_EXERCISE PROMPT_:
Without the pictures, copy all the entries below exactly.

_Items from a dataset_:
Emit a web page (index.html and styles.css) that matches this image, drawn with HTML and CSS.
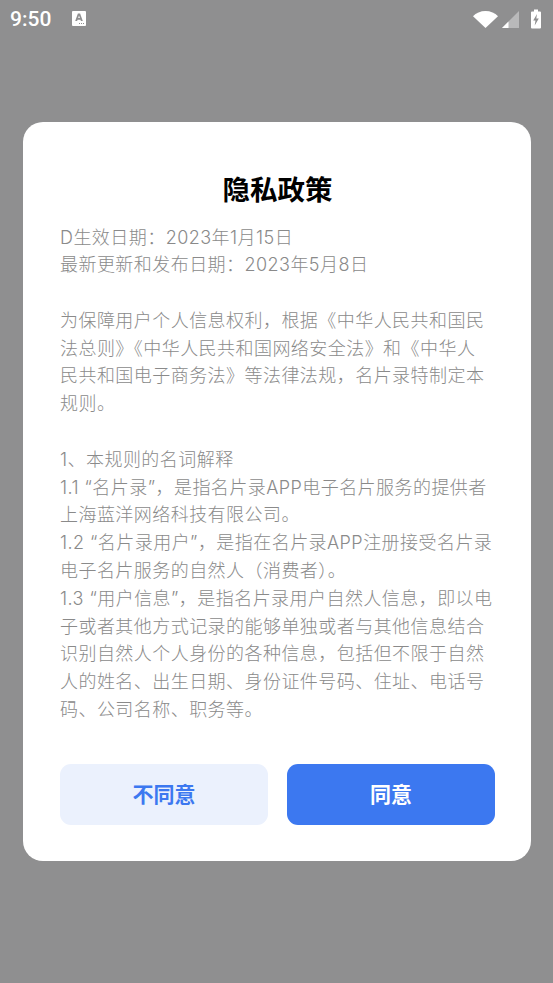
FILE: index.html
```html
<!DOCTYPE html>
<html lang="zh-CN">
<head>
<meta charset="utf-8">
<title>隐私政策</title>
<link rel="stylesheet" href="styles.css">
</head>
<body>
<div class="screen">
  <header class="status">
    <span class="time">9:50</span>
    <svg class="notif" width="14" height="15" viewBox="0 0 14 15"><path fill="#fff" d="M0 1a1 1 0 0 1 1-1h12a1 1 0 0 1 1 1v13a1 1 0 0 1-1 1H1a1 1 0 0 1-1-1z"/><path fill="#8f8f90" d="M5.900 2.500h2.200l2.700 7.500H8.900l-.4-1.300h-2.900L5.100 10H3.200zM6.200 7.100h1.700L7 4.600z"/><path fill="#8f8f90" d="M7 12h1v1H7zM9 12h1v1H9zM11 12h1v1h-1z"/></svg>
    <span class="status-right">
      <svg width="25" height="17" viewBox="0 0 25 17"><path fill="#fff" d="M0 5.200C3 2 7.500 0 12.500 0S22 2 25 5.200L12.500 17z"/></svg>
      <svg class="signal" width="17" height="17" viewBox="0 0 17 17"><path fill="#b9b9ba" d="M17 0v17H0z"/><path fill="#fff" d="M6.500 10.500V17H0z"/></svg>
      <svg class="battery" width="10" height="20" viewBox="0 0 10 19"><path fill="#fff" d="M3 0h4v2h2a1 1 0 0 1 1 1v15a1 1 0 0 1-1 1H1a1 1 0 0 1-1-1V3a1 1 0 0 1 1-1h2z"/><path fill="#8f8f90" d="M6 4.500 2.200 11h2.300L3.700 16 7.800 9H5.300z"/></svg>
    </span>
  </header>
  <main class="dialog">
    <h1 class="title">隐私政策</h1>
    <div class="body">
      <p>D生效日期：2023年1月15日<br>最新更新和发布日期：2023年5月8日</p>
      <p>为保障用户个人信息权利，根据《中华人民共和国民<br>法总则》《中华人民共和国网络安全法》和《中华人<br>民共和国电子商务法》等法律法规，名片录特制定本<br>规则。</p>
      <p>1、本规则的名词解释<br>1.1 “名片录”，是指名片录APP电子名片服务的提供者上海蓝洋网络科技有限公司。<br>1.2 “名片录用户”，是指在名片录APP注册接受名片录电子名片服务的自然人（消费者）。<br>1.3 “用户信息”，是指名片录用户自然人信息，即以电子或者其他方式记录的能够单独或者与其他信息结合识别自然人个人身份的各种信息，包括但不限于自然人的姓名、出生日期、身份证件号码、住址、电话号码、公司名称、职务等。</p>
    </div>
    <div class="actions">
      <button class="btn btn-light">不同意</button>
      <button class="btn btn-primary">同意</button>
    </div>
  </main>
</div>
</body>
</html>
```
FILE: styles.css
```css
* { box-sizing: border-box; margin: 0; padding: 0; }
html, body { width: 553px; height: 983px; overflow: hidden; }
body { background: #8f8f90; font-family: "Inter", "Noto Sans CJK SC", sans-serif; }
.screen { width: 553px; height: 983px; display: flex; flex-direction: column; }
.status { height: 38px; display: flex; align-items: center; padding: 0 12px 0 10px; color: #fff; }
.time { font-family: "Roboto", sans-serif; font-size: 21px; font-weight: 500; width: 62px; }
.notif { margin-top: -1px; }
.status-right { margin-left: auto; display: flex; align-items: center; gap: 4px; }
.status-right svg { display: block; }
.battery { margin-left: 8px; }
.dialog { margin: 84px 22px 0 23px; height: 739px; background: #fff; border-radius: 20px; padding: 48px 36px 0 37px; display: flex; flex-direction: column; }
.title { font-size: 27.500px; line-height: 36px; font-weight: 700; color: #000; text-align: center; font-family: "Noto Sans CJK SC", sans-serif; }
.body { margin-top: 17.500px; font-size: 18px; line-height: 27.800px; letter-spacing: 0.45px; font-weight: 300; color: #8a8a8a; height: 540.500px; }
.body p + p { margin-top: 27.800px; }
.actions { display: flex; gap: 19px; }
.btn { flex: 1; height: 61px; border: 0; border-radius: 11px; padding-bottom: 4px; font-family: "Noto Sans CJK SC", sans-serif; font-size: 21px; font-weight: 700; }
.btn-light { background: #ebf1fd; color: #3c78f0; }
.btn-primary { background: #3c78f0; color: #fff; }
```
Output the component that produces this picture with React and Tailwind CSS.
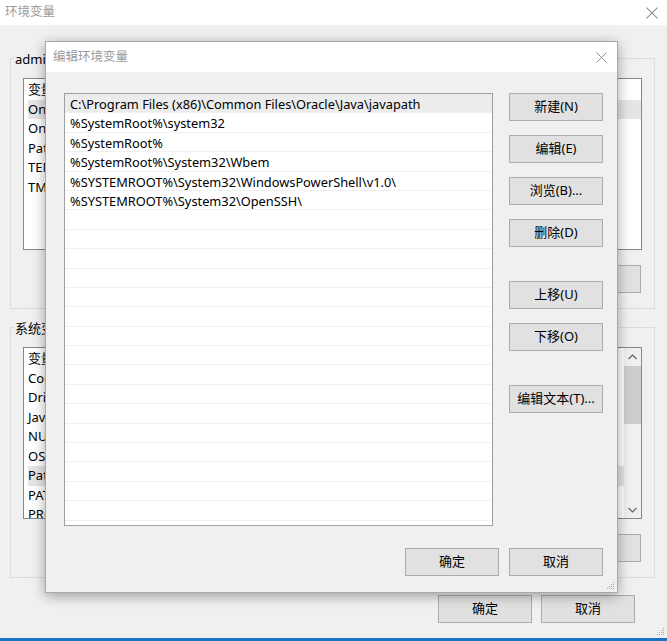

_RESPONSE_:
Emit a web page (index.html and styles.css) that matches this image, drawn with HTML and CSS.
FILE: index.html
```html
<!DOCTYPE html>
<html lang="zh-CN">
<head>
<meta charset="utf-8">
<title>隐私政策</title>
<link rel="stylesheet" href="styles.css">
</head>
<body>
<div class="screen">
  <header class="status">
    <span class="time">9:50</span>
    <svg class="notif" width="14" height="15" viewBox="0 0 14 15"><path fill="#fff" d="M0 1a1 1 0 0 1 1-1h12a1 1 0 0 1 1 1v13a1 1 0 0 1-1 1H1a1 1 0 0 1-1-1z"/><path fill="#8f8f90" d="M5.900 2.500h2.200l2.700 7.500H8.900l-.4-1.300h-2.900L5.100 10H3.200zM6.200 7.100h1.700L7 4.600z"/><path fill="#8f8f90" d="M7 12h1v1H7zM9 12h1v1H9zM11 12h1v1h-1z"/></svg>
    <span class="status-right">
      <svg width="25" height="17" viewBox="0 0 25 17"><path fill="#fff" d="M0 5.200C3 2 7.500 0 12.500 0S22 2 25 5.200L12.500 17z"/></svg>
      <svg class="signal" width="17" height="17" viewBox="0 0 17 17"><path fill="#b9b9ba" d="M17 0v17H0z"/><path fill="#fff" d="M6.500 10.500V17H0z"/></svg>
      <svg class="battery" width="10" height="20" viewBox="0 0 10 19"><path fill="#fff" d="M3 0h4v2h2a1 1 0 0 1 1 1v15a1 1 0 0 1-1 1H1a1 1 0 0 1-1-1V3a1 1 0 0 1 1-1h2z"/><path fill="#8f8f90" d="M6 4.500 2.200 11h2.300L3.700 16 7.800 9H5.300z"/></svg>
    </span>
  </header>
  <main class="dialog">
    <h1 class="title">隐私政策</h1>
    <div class="body">
      <p>D生效日期：2023年1月15日<br>最新更新和发布日期：2023年5月8日</p>
      <p>为保障用户个人信息权利，根据《中华人民共和国民<br>法总则》《中华人民共和国网络安全法》和《中华人<br>民共和国电子商务法》等法律法规，名片录特制定本<br>规则。</p>
      <p>1、本规则的名词解释<br>1.1 “名片录”，是指名片录APP电子名片服务的提供者上海蓝洋网络科技有限公司。<br>1.2 “名片录用户”，是指在名片录APP注册接受名片录电子名片服务的自然人（消费者）。<br>1.3 “用户信息”，是指名片录用户自然人信息，即以电子或者其他方式记录的能够单独或者与其他信息结合识别自然人个人身份的各种信息，包括但不限于自然人的姓名、出生日期、身份证件号码、住址、电话号码、公司名称、职务等。</p>
    </div>
    <div class="actions">
      <button class="btn btn-light">不同意</button>
      <button class="btn btn-primary">同意</button>
    </div>
  </main>
</div>
</body>
</html>
```
FILE: styles.css
```css
* { box-sizing: border-box; margin: 0; padding: 0; }
html, body { width: 553px; height: 983px; overflow: hidden; }
body { background: #8f8f90; font-family: "Inter", "Noto Sans CJK SC", sans-serif; }
.screen { width: 553px; height: 983px; display: flex; flex-direction: column; }
.status { height: 38px; display: flex; align-items: center; padding: 0 12px 0 10px; color: #fff; }
.time { font-family: "Roboto", sans-serif; font-size: 21px; font-weight: 500; width: 62px; }
.notif { margin-top: -1px; }
.status-right { margin-left: auto; display: flex; align-items: center; gap: 4px; }
.status-right svg { display: block; }
.battery { margin-left: 8px; }
.dialog { margin: 84px 22px 0 23px; height: 739px; background: #fff; border-radius: 20px; padding: 48px 36px 0 37px; display: flex; flex-direction: column; }
.title { font-size: 27.500px; line-height: 36px; font-weight: 700; color: #000; text-align: center; font-family: "Noto Sans CJK SC", sans-serif; }
.body { margin-top: 17.500px; font-size: 18px; line-height: 27.800px; letter-spacing: 0.45px; font-weight: 300; color: #8a8a8a; height: 540.500px; }
.body p + p { margin-top: 27.800px; }
.actions { display: flex; gap: 19px; }
.btn { flex: 1; height: 61px; border: 0; border-radius: 11px; padding-bottom: 4px; font-family: "Noto Sans CJK SC", sans-serif; font-size: 21px; font-weight: 700; }
.btn-light { background: #ebf1fd; color: #3c78f0; }
.btn-primary { background: #3c78f0; color: #fff; }
```
Output the component that produces this picture with React and Tailwind CSS.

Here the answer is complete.